Consider the Content

The first step is to consider your website’s content. Think of your church website’s front page as a digital extension of the physical building. Everything you want people to feel and think when they walk into your church should be reflected on the website’s front page. Consider the audience that will walk through that virtual door.

The front page should be easy to navigate, and the content should be relevant and up to date. Here’s a list of information visitors should be able to easily locate from your home page:

  • Directions. In addition to including your church’s physical address (as well as the address for the rectory or office if it’s in a different location), think about embedding a Google map to make it easier for visitors to see or visualize your location.
  • Service times. Aside from your church’s physical address, potential visitors most often visit your website to learn service times. Make sure this information is prominently featured and accurate. Be sure to update service time information around the holidays and at times when your church may offer additional or altered service times.
  • Beliefs. Every church has different core values and beliefs, so make sure visitors can easily find out if your church’s beliefs align with their own.
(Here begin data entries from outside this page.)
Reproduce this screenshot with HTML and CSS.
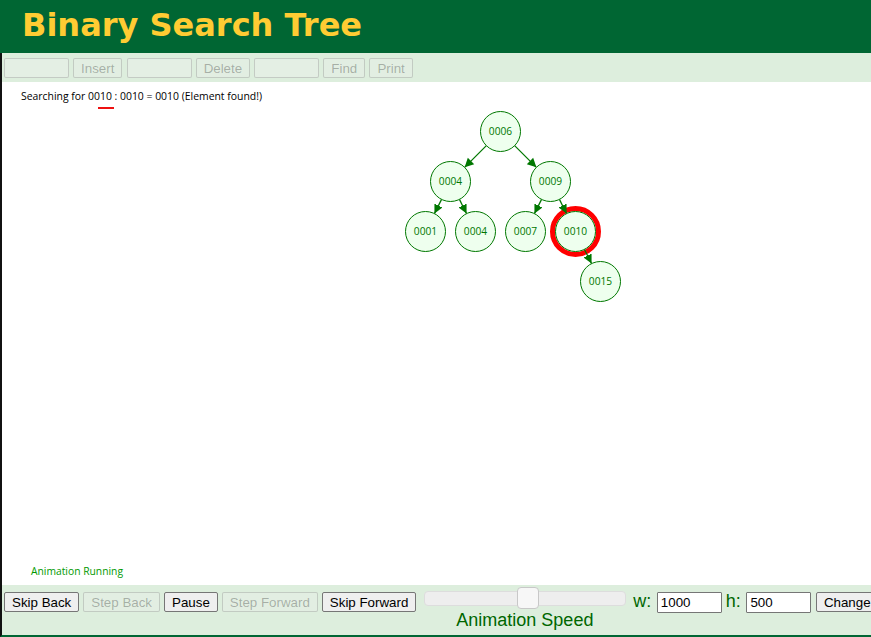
FILE: index.html
```html
<!DOCTYPE html>
<html>
<head>
<meta charset="utf-8">
<title>Binary Search Tree</title>
<link rel="stylesheet" href="styles.css">
</head>
<body>
<div class="header"><h1 class="title">Binary Search Tree</h1></div>
<div class="main">
  <div class="toolbar">
    <input class="field field-off" type="text" disabled>
    <button class="btn btn-off" disabled>Insert</button>
    <input class="field field-off" type="text" disabled>
    <button class="btn btn-off" disabled>Delete</button>
    <input class="field field-off" type="text" disabled>
    <button class="btn btn-off" disabled>Find</button>
    <button class="btn btn-off" disabled>Print</button>
  </div>
  <div class="canvas">
    <svg class="stage" width="869" height="503" viewBox="0 0 869 503" xmlns="http://www.w3.org/2000/svg">
      <defs>
        <marker id="arr" markerUnits="userSpaceOnUse" markerWidth="10" markerHeight="10" refX="9" refY="5" orient="auto">
          <path d="M0,0.5 L9,5 L0,9.5 z" fill="#007700"/>
        </marker>
      </defs>
      <g transform="translate(-2,-82)">
        <text class="msg" x="21" y="100" textLength="241" lengthAdjust="spacingAndGlyphs">Searching for 0010 : 0010 = 0010 (Element found!)</text>
        <rect x="98" y="107" width="16" height="2" fill="#ee1111"/>

        <circle cx="575.5" cy="231.5" r="23" fill="none" stroke="#ff0000" stroke-width="5"/>

        <g class="edges" stroke="#007700" stroke-width="1.2" marker-end="url(#arr)">
          <line x1="486.36" y1="145.64" x2="464.64" y2="167.36"/>
          <line x1="514.64" y1="145.64" x2="536.36" y2="167.36"/>
          <line x1="441.56" y1="199.39" x2="434.44" y2="213.61"/>
          <line x1="459.44" y1="199.39" x2="466.56" y2="213.61"/>
          <line x1="541.56" y1="199.39" x2="534.44" y2="213.61"/>
          <line x1="559.44" y1="199.39" x2="566.56" y2="213.61"/>
          <line x1="584.44" y1="249.39" x2="591.56" y2="263.61"/>
        </g>

        <g class="nodes">
          <circle cx="500.5" cy="131.5" r="20"/>
          <circle cx="450.5" cy="181.5" r="20"/>
          <circle cx="550.5" cy="181.5" r="20"/>
          <circle cx="425.5" cy="231.5" r="20"/>
          <circle cx="475.5" cy="231.5" r="20"/>
          <circle cx="525.5" cy="231.5" r="20"/>
          <circle cx="575.5" cy="231.5" r="20"/>
          <circle cx="600.5" cy="281.5" r="20"/>
        </g>
        <g class="labels">
          <text x="500.5" y="135.3">0006</text>
          <text x="450.5" y="185.3">0004</text>
          <text x="550.5" y="185.3">0009</text>
          <text x="425.5" y="235.3">0001</text>
          <text x="475.5" y="235.3">0004</text>
          <text x="525.5" y="235.3">0007</text>
          <text x="575.5" y="235.3">0010</text>
          <text x="600.5" y="285.3">0015</text>
        </g>

        <text class="status" x="31" y="575" textLength="92" lengthAdjust="spacingAndGlyphs">Animation Running</text>
      </g>
    </svg>
  </div>
  <div class="controls">
    <div class="anim-btns">
      <button class="btn">Skip Back</button>
      <button class="btn btn-off" disabled>Step Back</button>
      <button class="btn">Pause</button>
      <button class="btn btn-off" disabled>Step Forward</button>
      <button class="btn">Skip Forward</button>
    </div>
    <div class="speed">
      <div class="slider">
        <div class="track"></div>
        <div class="thumb"></div>
      </div>
      <div class="speed-label">Animation Speed</div>
    </div>
    <span class="dim-label">w:</span>
    <input class="field field-on" type="text" value="1000">
    <span class="dim-label dim-h">h:</span>
    <input class="field field-on" type="text" value="500">
    <button class="btn btn-change">Change</button>
  </div>
</div>
</body>
</html>
```
FILE: styles.css
```css
html, body {
  margin: 0;
  padding: 0;
  overflow: hidden;
  background: #ffffff;
}

body {
  width: 871px;
  height: 637px;
  font-family: "Liberation Sans", Arial, sans-serif;
}

.header {
  box-sizing: border-box;
  height: 53px;
  background: #006633;
  padding: 7px 0 0 22px;
}

.title {
  margin: 0;
  font-family: "DejaVu Sans", Verdana, sans-serif;
  font-weight: bold;
  font-size: 32px;
  line-height: 37px;
  color: #ffcc33;
  white-space: nowrap;
}

.main {
  border-left: 2px solid #111111;
  border-bottom: 2px solid #006633;
}

.toolbar {
  box-sizing: border-box;
  height: 29px;
  background: #ddeedd;
  display: flex;
  align-items: flex-start;
  gap: 4.1px;
  padding: 5px 0 0 2px;
}

.field {
  box-sizing: border-box;
  width: 65px;
  height: 20px;
  margin: 0;
  padding: 1px 3px;
  font-family: "Liberation Sans", Arial, sans-serif;
  font-size: 13.333px;
  border-radius: 2px;
  flex-shrink: 0;
}

.field-off {
  background: rgba(239, 239, 239, 0.4);
  border: 1px solid rgba(118, 118, 118, 0.3);
}

.field-on {
  height: 21px;
  background: #ffffff;
  border: 1px solid #767676;
  color: #000000;
  border-radius: 1px;
  padding: 1px 3px;
}

.btn {
  box-sizing: border-box;
  height: 20px;
  margin: 0;
  padding: 0 7px;
  font-family: "Liberation Sans", Arial, sans-serif;
  font-size: 13.333px;
  line-height: 19px;
  color: #000000;
  background: #efefef;
  border: 1px solid #767676;
  border-radius: 2px;
  white-space: nowrap;
  flex-shrink: 0;
}

.btn-off {
  color: rgba(16, 16, 16, 0.3);
  background: rgba(239, 239, 239, 0.3);
  border-color: rgba(118, 118, 118, 0.3);
}

.canvas {
  height: 503px;
  background: #ffffff;
}

.stage {
  display: block;
}

.msg {
  font-family: "Open Sans", "Noto Sans", sans-serif;
  font-size: 10px;
  fill: #000000;
}

.status {
  font-family: "Open Sans", "Noto Sans", sans-serif;
  font-size: 10px;
  fill: #009900;
}

.nodes circle {
  fill: #eeffee;
  stroke: #007700;
  stroke-width: 1;
}

.labels text {
  font-family: "Open Sans", "Noto Sans", sans-serif;
  font-size: 10.2px;
  fill: #007700;
  text-anchor: middle;
}

.controls {
  box-sizing: border-box;
  height: 50px;
  background: #ddeedd;
  display: flex;
  align-items: flex-start;
  flex-wrap: nowrap;
  overflow: hidden;
  padding-left: 2px;
}

.anim-btns {
  display: flex;
  gap: 4px;
  margin-top: 7px;
  flex-shrink: 0;
}

.speed {
  display: flex;
  flex-direction: column;
  align-items: center;
  margin: 2px 0 0 7.5px;
  flex-shrink: 0;
}

.slider {
  position: relative;
  width: 202px;
  height: 22px;
}

.track {
  box-sizing: border-box;
  margin-top: 4px;
  height: 15px;
  width: 202px;
  background: #eeeeee;
  border: 1px solid #dddddd;
  border-radius: 4px;
}

.thumb {
  position: absolute;
  box-sizing: border-box;
  left: 93.5px;
  top: 0;
  width: 22px;
  height: 22px;
  background: #f7f7f7;
  border: 1px solid #c8c8c8;
  border-radius: 4px;
}

.speed-label {
  margin-top: 1px;
  font-size: 18px;
  line-height: 20px;
  color: #006600;
  white-space: nowrap;
}

.dim-label {
  margin: 6px 5.5px 0 7.5px;
  font-size: 18px;
  line-height: 20px;
  color: #006600;
  flex-shrink: 0;
}

.dim-h {
  margin-left: 4px;
}

.controls .field-on {
  margin-top: 7px;
}

.btn-change {
  margin: 7px 0 0 4.5px;
}
```
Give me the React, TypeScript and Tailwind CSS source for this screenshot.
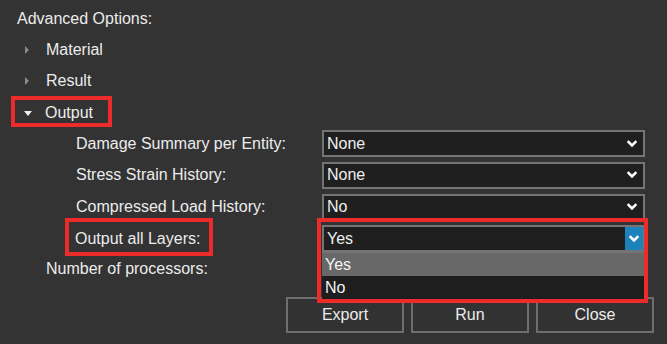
import React from "react";

const Chevron = ({ color = "#ffffff" }: { color?: string }) => (
  <svg width="10" height="8" viewBox="0 0 10 8">
    <polyline points="1.5,2 5,5.5 8.5,2" fill="none" stroke={color} strokeWidth="2.6" strokeLinecap="square" />
  </svg>
);

const Combo = ({ value }: { value: string }) => (
  <div className="w-[323px] h-[27px] border-2 border-[#747474] bg-[#1f1f1f] flex items-center justify-between pl-[3px] pr-[6px]">
    <span className="text-[#f0f0f0]">{value}</span>
    <Chevron />
  </div>
);

const Row = ({
  indent,
  label,
  children,
  h = "h-[31px]",
}: {
  indent: number;
  label: React.ReactNode;
  children?: React.ReactNode;
  h?: string;
}) => (
  <div className={`${h} flex items-center`}>
    <div className="w-[322px] flex items-center" style={{ paddingLeft: indent }}>
      {label}
    </div>
    {children}
  </div>
);

export default function App() {
  return (
    <div
      className="relative w-[667px] h-[344px] bg-[#333333] text-[#ececec] text-[16px] overflow-hidden"
      style={{ fontFamily: '"Liberation Sans", Arial, sans-serif' }}
    >
      <div className="pt-[4px] flex flex-col">
        <Row indent={17} label={<span>Advanced Options:</span>} h="h-[30px]" />
        <Row
          indent={25}
          label={
            <>
              <span className="w-0 h-0 border-y-[4px] border-y-transparent border-l-[4px] border-l-[#8a8a8a] mr-[17px]" />
              <span>Material</span>
            </>
          }
        />
        <Row
          indent={25}
          h="h-[32px]"
          label={
            <>
              <span className="w-0 h-0 border-y-[4px] border-y-transparent border-l-[4px] border-l-[#8a8a8a] mr-[17px]" />
              <span>Result</span>
            </>
          }
        />
        <Row
          indent={24}
          label={
            <>
              <span className="w-0 h-0 border-x-[4px] border-x-transparent border-t-[5px] border-t-[#f0f0f0] mr-[13px] mt-[2px]" />
              <span>Output</span>
            </>
          }
        />
        <Row indent={76} label={<span>Damage Summary per Entity:</span>}>
          <Combo value="None" />
        </Row>
        <Row indent={76} h="h-[32px]" label={<span>Stress Strain History:</span>}>
          <Combo value="None" />
        </Row>
        <Row indent={76} h="h-[32px]" label={<span>Compressed Load History:</span>}>
          <Combo value="No" />
        </Row>
        <Row indent={75} label={<span>Output all Layers:</span>}>
          <div className="w-[323px] h-[27px] border-2 border-[#747474] bg-[#1f1f1f] flex items-center justify-between pl-[3px]">
            <span className="text-[#f0f0f0]">Yes</span>
            <div className="w-[18px] h-full bg-[#1b82bb] flex items-center justify-center">
              <Chevron />
            </div>
          </div>
        </Row>
        <Row indent={46} h="h-[29px]" label={<span>Number of processors:</span>} />
        <div className="mt-[14px] pl-[286px] flex gap-[7px]">
          {["Export", "Run", "Close"].map((b) => (
            <div
              key={b}
              className="w-[118px] h-[36px] border-2 border-[#6e6e6e] bg-[#323232] flex items-center justify-center"
            >
              {b}
            </div>
          ))}
        </div>
      </div>

      {/* dropdown list */}
      <div className="absolute left-[322px] top-[251px] w-[323px] border-t-2 border-[#747474] bg-[#1e1e1e]">
        <div className="h-[23px] bg-[#686868] flex items-center pl-[3px] text-[#f4f4f4]">Yes</div>
        <div className="h-[23px] flex items-center pl-[3px] text-[#f4f4f4]">No</div>
      </div>

      {/* annotation boxes */}
      <div className="absolute left-[11px] top-[96px] w-[101px] h-[31px] border-[4px] border-[#ee2b2b]" />
      <div className="absolute left-[65px] top-[218px] w-[148px] h-[38px] border-[4px] border-[#ee2b2b]" />
      <div className="absolute left-[317px] top-[218px] w-[331px] h-[85px] border-[4px] border-[#ee2b2b]" />
    </div>
  );
}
A link stating, “What We Believe” or a prominent statement of belief at the top of the page lets visitors get a glimpse into your church and congregation.
  • Leadership and staff. The pastor’s name and contact information should be easy to locate from the front page. Consider including associate pastors and other key ministry leaders and staff members, such as the children’s worship director or youth minister. Further personalize your website’s visitor experience by including a photo and a brief biography for each minister and staff member.
  • Past sermons. You can also provide video links to past services, if available. This information can provide visitors with a good idea of what to expect when they attend services. Consider posting information on future sermon series or topics to give potential visitors and current members an idea of what to expect.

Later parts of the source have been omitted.